**** Raw data ****

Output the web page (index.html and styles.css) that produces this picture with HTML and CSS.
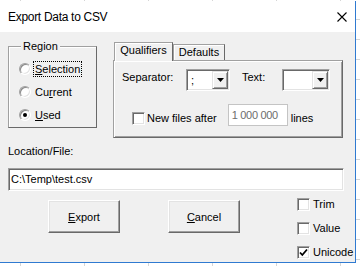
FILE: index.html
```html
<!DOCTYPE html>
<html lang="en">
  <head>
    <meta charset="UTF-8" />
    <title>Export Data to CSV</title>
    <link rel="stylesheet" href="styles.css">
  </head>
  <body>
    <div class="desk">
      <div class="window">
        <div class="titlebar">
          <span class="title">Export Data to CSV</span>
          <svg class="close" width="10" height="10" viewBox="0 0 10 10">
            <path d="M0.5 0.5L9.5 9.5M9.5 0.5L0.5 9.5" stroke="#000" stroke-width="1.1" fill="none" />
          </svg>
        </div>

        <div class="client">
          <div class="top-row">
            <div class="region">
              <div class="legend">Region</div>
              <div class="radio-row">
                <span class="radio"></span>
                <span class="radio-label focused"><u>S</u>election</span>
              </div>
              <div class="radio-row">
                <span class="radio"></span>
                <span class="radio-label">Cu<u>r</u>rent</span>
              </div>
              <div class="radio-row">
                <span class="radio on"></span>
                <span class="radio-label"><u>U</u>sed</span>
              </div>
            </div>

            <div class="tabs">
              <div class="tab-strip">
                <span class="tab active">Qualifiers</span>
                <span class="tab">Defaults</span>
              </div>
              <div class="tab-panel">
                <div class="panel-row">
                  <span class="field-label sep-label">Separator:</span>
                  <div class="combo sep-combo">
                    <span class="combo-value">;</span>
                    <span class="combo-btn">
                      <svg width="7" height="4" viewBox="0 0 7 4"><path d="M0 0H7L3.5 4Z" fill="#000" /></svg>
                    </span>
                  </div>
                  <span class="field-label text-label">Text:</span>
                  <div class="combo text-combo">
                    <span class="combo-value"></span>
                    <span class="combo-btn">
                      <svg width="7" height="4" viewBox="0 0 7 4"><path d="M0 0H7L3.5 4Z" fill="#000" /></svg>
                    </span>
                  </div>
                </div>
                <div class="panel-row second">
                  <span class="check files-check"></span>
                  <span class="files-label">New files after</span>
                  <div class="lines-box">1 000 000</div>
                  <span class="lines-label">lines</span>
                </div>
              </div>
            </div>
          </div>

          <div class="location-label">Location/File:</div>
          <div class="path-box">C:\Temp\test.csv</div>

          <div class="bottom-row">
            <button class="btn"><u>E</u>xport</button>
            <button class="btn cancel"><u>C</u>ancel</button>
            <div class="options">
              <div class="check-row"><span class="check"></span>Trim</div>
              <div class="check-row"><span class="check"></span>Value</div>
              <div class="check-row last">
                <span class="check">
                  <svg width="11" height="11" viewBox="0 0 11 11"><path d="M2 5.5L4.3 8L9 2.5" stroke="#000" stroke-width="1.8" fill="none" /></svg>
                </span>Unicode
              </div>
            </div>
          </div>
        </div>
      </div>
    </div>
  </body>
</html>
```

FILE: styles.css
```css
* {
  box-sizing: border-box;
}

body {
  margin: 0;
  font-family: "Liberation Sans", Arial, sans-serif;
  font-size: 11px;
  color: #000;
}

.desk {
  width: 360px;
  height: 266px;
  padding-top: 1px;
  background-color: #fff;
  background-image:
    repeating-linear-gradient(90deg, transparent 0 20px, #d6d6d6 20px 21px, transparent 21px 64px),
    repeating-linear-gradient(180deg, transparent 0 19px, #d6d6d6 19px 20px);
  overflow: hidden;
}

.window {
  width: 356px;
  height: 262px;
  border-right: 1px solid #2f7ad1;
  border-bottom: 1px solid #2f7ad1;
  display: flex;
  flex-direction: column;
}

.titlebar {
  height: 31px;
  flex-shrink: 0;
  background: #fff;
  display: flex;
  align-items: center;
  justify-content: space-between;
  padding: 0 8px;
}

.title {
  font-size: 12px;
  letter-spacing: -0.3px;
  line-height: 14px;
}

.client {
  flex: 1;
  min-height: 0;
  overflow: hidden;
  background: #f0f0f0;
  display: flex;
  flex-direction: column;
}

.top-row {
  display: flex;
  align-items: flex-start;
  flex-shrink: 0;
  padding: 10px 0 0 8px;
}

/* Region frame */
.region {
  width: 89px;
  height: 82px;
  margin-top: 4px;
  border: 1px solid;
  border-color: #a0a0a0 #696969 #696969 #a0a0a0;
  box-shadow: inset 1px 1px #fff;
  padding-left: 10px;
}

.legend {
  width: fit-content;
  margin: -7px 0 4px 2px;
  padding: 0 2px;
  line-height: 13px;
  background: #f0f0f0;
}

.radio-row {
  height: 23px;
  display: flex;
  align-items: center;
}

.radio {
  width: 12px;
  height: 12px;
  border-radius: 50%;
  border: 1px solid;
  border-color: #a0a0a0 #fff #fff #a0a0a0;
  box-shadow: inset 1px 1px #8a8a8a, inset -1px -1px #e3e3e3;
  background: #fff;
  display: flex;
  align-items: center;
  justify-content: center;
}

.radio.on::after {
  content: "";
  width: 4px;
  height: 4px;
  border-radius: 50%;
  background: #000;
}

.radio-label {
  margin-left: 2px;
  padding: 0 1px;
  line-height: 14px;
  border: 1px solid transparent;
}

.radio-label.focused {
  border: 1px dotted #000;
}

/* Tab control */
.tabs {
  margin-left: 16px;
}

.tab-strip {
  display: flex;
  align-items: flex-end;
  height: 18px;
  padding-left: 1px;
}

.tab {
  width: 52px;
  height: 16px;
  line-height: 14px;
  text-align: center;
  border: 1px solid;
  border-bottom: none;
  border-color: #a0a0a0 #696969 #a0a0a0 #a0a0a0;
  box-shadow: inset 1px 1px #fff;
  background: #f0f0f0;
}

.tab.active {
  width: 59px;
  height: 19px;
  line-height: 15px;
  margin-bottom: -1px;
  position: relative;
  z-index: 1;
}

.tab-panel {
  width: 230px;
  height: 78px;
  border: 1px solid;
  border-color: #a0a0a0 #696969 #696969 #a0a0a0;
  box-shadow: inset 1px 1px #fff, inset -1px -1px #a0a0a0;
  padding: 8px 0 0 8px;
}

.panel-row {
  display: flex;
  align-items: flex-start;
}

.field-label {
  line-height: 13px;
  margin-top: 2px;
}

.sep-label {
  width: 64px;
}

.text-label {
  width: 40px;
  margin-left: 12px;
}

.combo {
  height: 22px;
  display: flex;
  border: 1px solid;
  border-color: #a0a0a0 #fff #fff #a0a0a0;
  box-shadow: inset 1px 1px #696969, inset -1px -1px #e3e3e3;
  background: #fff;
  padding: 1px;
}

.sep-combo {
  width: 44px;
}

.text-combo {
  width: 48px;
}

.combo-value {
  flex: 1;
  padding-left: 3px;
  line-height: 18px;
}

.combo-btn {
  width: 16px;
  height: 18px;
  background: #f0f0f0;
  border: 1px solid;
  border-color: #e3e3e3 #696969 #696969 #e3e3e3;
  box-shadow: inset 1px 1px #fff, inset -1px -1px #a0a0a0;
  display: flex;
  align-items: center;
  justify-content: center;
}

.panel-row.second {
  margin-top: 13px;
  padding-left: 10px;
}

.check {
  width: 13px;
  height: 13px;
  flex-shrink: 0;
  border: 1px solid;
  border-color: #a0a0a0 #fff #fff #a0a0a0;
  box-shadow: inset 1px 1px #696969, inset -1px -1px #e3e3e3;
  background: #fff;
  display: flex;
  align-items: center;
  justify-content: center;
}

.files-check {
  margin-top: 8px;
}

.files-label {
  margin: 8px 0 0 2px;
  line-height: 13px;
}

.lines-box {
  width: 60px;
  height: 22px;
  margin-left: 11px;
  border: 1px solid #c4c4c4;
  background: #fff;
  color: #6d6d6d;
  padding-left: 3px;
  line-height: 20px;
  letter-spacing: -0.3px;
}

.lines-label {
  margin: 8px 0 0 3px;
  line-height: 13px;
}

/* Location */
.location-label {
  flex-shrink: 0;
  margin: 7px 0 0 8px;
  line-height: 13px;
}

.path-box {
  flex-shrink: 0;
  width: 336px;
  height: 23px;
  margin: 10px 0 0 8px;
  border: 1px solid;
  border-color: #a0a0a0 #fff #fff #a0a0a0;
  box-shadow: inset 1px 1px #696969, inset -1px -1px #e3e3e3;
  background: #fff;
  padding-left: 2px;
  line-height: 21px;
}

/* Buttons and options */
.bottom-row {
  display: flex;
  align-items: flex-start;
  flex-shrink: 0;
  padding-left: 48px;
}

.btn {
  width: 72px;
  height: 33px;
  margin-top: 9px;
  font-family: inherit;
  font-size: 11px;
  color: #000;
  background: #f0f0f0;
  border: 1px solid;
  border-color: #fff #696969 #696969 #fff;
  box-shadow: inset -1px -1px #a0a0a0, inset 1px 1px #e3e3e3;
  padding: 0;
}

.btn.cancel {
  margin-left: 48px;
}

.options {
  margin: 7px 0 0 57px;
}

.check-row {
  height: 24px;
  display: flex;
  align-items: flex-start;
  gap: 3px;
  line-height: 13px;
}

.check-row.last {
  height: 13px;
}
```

****

Select and copy each line from the data that includes the word "index".

● Solution for this exercise:
Output the web page (index.html and styles.css) that produces this picture with HTML and CSS.
FILE: index.html
  z-index: 1;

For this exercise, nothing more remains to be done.